Il pianto dei neonati è una sorta di linguaggio con cui i bimbi cercano di comunicare le proprie esigenze. Un linguaggio che cambia a seconda della lingua parlata dai genitori e che l’intelligenza artificiale potrebbe aiutarci a decodificare. Un importante passo in avanti verso il traduttore del “bambinese” arriva da uno studio dell’Istituto superiore di sanità (Iss), del Centro Nina per la formazione neonatale presso l’Università di Pisa e dell’Istituto di scienza e tecnologie dell’informazione del Consiglio nazionale delle ricerche (Cnr-Isti). I ricercatori, coordinati da Armando Cuttaro, Serena Bardelli e Gianpaolo Coro, hanno sviluppato un algoritmo di Intelligenza artificiale che potrebbe aiutare a comprendere e interpretare il pianto dei bambini. I primi risultati del loro lavoro sono stati descritti sulla pagine della rivista specializzata Neural computing & application.

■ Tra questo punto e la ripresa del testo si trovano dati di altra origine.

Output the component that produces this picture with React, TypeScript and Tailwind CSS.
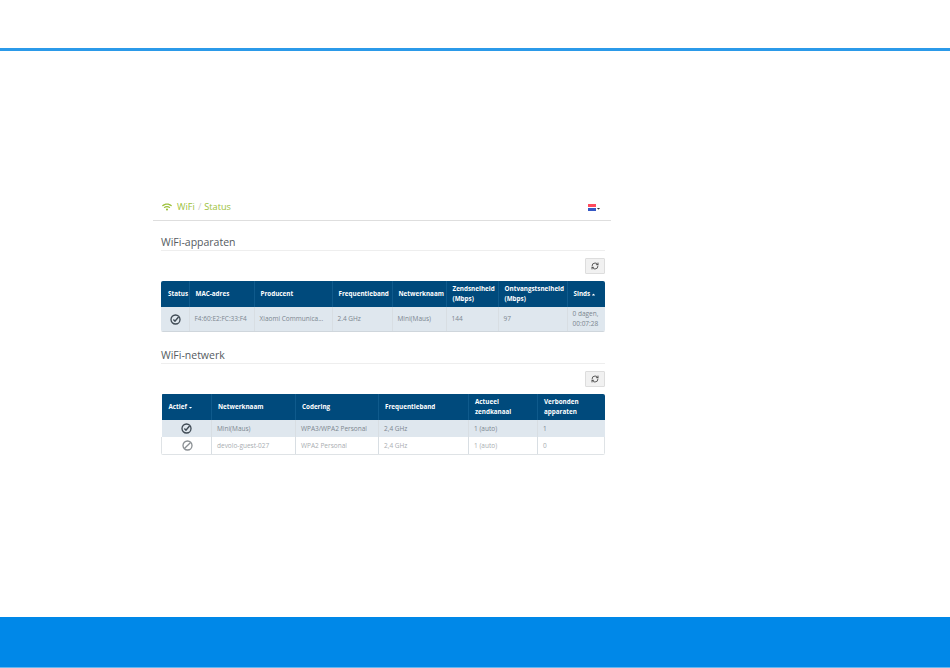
import React from 'react';
import { FaWifi, FaCaretDown, FaCaretUp } from 'react-icons/fa';
import { RefreshCw } from 'lucide-react';

const CheckIcon = () => (
  <svg width="11" height="11" viewBox="0 0 20 20" fill="none" className="mx-auto block text-[#3f4a54]">
    <circle cx="10" cy="10" r="8.2" stroke="currentColor" strokeWidth="2.4" />
    <path d="M6.2 10.2 L9 13 L15.5 5.5" stroke="currentColor" strokeWidth="2.6" />
  </svg>
);

const BanIcon = () => (
  <svg width="11" height="11" viewBox="0 0 20 20" fill="none" className="mx-auto block text-[#8a8f93]">
    <circle cx="10" cy="10" r="8.2" stroke="currentColor" strokeWidth="2.4" />
    <path d="M4.5 15.5 L15.5 4.5" stroke="currentColor" strokeWidth="2.4" />
  </svg>
);

const RefreshButton = () => (
  <div className="flex justify-end">
    <button className="flex h-4 w-5 items-center justify-center rounded-[1px] border border-[#dddddd] bg-[#f1f1f1]">
      <RefreshCw size={8} strokeWidth={2.6} className="text-[#444]" />
    </button>
  </div>
);

const th = 'px-[6px] text-left align-middle text-[6.3px] font-bold leading-[10px] border-r border-[#0f5a8c] last:border-r-0 first:pl-[7px]';
const td = 'px-[5px] align-middle leading-[10px] border-r border-[#d8dee3] last:border-r-0 first:pl-[6px]';

const App: React.FC = () => {
  return (
    <div className="flex h-[668px] flex-col bg-white font-['Open_Sans',sans-serif]">
      <div className="h-[48px] shrink-0" />
      <div className="h-[3px] shrink-0 bg-[#2b9ae9]" />

      <main className="flex-1 pl-[153px] pr-[339px] pt-[147px]">
        <div className="flex h-[23px] items-center justify-between border-b border-[#dedede] pb-[4px] pl-[9px] pr-[10px]">
          <div className="flex items-center text-[9.2px] text-[#9cc13a]">
            <FaWifi size={10} className="mr-[5px]" />
            <span>WiFi</span>
            <span className="mx-[3px] text-[#cccccc]">/</span>
            <span>Status</span>
          </div>
          <div className="flex items-end">
            <div className="flex w-[8px] flex-col">
              <div className="h-[3px] bg-[#ff4a5c]" />
              <div className="h-[1px] bg-white" />
              <div className="h-[3px] bg-[#3557c4]" />
            </div>
            <FaCaretDown size={5} className="text-[#333]" />
          </div>
        </div>

        <section className="pl-[8px] pr-[6px] pt-[14px]">
          <h2 className="border-b border-[#eeeeee] pb-[1px] text-[10.5px] leading-[14px] text-[#555b61]">WiFi-apparaten</h2>
          <div className="mt-[7px]"><RefreshButton /></div>
          <div className="mt-[7px] overflow-hidden rounded-[2px] border-b border-[#cfd6dc]">
            <table className="w-full table-fixed border-collapse text-[6.5px]">
              <thead>
                <tr className="h-[26px] bg-[#004a7c] text-white">
                  <th className={th + ' w-[28px]'}>Status</th>
                  <th className={th + ' w-[65px]'}>MAC-adres</th>
                  <th className={th + ' w-[78px]'}>Producent</th>
                  <th className={th + ' w-[60px]'}>Frequentieband</th>
                  <th className={th + ' w-[54px]'}>Netwerknaam</th>
                  <th className={th + ' w-[52px]'}>Zendsnelheid (Mbps)</th>
                  <th className={th + ' w-[69px]'}>Ontvangstsnelheid (Mbps)</th>
                  <th className={th}>
                    <span className="inline-flex items-center">Sinds<FaCaretUp size={5} className="ml-[1px]" /></span>
                  </th>
                </tr>
              </thead>
              <tbody>
                <tr className="h-[24px] bg-[#dfe7ee] text-[#7b868f]">
                  <td className={td}><CheckIcon /></td>
                  <td className={td}>F4:60:E2:FC:33:F4</td>
                  <td className={td}>Xiaomi Communica...</td>
                  <td className={td}>2.4 GHz</td>
                  <td className={td}>Mini(Maus)</td>
                  <td className={td}>144</td>
                  <td className={td}>97</td>
                  <td className={td}>0 dagen,<br />00:07:28</td>
                </tr>
              </tbody>
            </table>
          </div>
        </section>

        <section className="pl-[8px] pr-[6px] pt-[16px]">
          <h2 className="border-b border-[#eeeeee] pb-[1px] text-[10.5px] leading-[14px] text-[#555b61]">WiFi-netwerk</h2>
          <div className="mt-[7px]"><RefreshButton /></div>
          <div className="mt-[7px] overflow-hidden rounded-[2px] border-b border-[#dfe3e6]">
            <table className="w-full table-fixed border-collapse text-[6.5px]">
              <thead>
                <tr className="h-[26px] bg-[#004a7c] text-white">
                  <th className={th + ' w-[50px]'}>
                    <span className="inline-flex items-center">Actief<FaCaretDown size={5} className="ml-[1px]" /></span>
                  </th>
                  <th className={th + ' w-[84px]'}>Netwerknaam</th>
                  <th className={th + ' w-[83px]'}>Codering</th>
                  <th className={th + ' w-[90px]'}>Frequentieband</th>
                  <th className={th + ' w-[69px]'}>Actueel zendkanaal</th>
                  <th className={th}>Verbonden apparaten</th>
                </tr>
              </thead>
              <tbody>
                <tr className="h-[17px] bg-[#dfe7ee] text-[#7b868f]">
                  <td className={td}><CheckIcon /></td>
                  <td className={td}>Mini(Maus)</td>
                  <td className={td}>WPA3/WPA2 Personal</td>
                  <td className={td}>2,4 GHz</td>
                  <td className={td}>1 (auto)</td>
                  <td className={td}>1</td>
                </tr>
                <tr className="h-[17px] border-x border-[#dfe3e6] bg-white text-[#a8adb1]">
                  <td className={td}><BanIcon /></td>
                  <td className={td}>devolo-guest-027</td>
                  <td className={td}>WPA2 Personal</td>
                  <td className={td}>2,4 GHz</td>
                  <td className={td}>1 (auto)</td>
                  <td className={td}>0</td>
                </tr>
              </tbody>
            </table>
          </div>
        </section>
      </main>

      <footer className="h-[50px] shrink-0 bg-[#0088e8]" />
      <div className="h-px shrink-0 bg-[#66b8f0]" />
    </div>
  );
};

export default App;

Il pianto dei bebè, hanno spiegato gli esperti, nasconde moltissime sfumature, alcune delle quali non sono ancora state decifrate. “L’Intelligenza artificiale viene spesso impiegata per assistere i pediatri nella diagnosi precoce di malattie e patologie, ma i sistemi attuali non riescono a fornire informazioni in merito alla totalità dei toni del pianto. Un database completo richiederebbe infatti sforzi e investimenti lunghi e complessi da parte del personale e delle istituzioni di ricerca“, hanno aggiunto.
Studi precedenti sono giunti alla conclusione che i bimbi piangono in modo differente in base all’idioma di famiglia. Nel corso del progetto, avviato nel 2011 grazie ai fondi del ministero della Salute, i ricercatori hanno registrato il pianto di circa 20 neonati italiani, raccogliendo dati in diverse condizioni di stress per i più piccoli. Utilizzando campioni audio come set di addestramento dell’Intelligenza artificiale, gli scienziati sono riusciti a isolare dei marcatori che sembravano correlati a una maggiore probabilità di manifestare determinate esigenze.

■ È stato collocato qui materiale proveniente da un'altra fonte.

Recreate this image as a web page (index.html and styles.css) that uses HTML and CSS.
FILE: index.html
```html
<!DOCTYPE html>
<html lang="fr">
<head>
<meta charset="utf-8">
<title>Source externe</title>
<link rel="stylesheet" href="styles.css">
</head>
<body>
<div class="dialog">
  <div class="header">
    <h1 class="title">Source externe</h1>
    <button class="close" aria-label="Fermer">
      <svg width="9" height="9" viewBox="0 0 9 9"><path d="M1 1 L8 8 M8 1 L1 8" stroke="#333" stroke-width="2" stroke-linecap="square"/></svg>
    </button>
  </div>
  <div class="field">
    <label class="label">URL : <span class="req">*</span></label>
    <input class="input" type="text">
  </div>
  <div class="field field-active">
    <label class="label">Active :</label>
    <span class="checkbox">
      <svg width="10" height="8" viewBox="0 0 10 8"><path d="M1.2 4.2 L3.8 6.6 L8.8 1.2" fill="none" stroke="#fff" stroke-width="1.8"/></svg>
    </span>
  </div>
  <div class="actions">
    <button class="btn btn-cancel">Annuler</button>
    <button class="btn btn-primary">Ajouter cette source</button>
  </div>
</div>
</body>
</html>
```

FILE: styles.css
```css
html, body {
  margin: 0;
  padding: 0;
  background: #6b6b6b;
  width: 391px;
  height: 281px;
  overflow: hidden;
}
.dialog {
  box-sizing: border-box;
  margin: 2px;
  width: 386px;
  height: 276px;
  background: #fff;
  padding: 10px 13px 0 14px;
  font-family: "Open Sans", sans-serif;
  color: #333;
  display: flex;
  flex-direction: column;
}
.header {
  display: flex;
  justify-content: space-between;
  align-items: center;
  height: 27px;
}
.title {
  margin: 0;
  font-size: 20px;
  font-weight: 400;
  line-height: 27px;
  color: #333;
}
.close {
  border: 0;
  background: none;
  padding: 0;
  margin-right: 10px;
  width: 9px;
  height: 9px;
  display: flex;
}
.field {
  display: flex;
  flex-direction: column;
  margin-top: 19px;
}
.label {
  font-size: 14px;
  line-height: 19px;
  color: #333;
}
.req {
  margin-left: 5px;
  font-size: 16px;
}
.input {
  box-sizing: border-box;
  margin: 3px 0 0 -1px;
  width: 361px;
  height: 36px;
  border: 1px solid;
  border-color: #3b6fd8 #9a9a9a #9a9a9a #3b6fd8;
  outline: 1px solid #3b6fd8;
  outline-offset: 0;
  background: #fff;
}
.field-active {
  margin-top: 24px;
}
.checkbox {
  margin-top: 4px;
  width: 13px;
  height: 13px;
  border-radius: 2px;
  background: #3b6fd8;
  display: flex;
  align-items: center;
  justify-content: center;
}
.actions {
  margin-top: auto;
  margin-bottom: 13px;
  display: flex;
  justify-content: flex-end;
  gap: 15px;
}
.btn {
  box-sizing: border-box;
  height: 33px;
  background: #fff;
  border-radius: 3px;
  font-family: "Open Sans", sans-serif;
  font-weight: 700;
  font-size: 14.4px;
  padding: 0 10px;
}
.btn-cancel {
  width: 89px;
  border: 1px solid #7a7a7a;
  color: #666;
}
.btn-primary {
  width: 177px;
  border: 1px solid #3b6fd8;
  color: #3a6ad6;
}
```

“Speriamo di riuscire a migliorare la qualità della vita di bambini e genitori. Individuare i marcatori biologici rilevabili attraverso il pianto potrebbe facilitare la comprensione e la soddisfazione delle necessità dei bebè”, ha riferito Maria Luisa Scattoni, ricercatrice del dipartimento di biologia cellulare e neuroscienze dell’Iss.
Lo studio continua. Il team di ricerca nei prossimi mesi raccoglierà i vagiti di neonati stranieri per ampliare il database e il programma del software di Intelligenza artificiale.
“Generalmente si tende a ritenere casuali le vocalizzazioni dei bambini. Il nostro lavoro parte da un assunto diametralmente opposto, e cioè che le varie tipologie di pianto del bebè corrispondano a esigenze specifiche. Riuscire a classificare queste differenze potrebbe aiutarci a realizzare un traduttore automatico da implementare in un’applicazione”, ha concluso il coordinatore dello studio Cuttaro.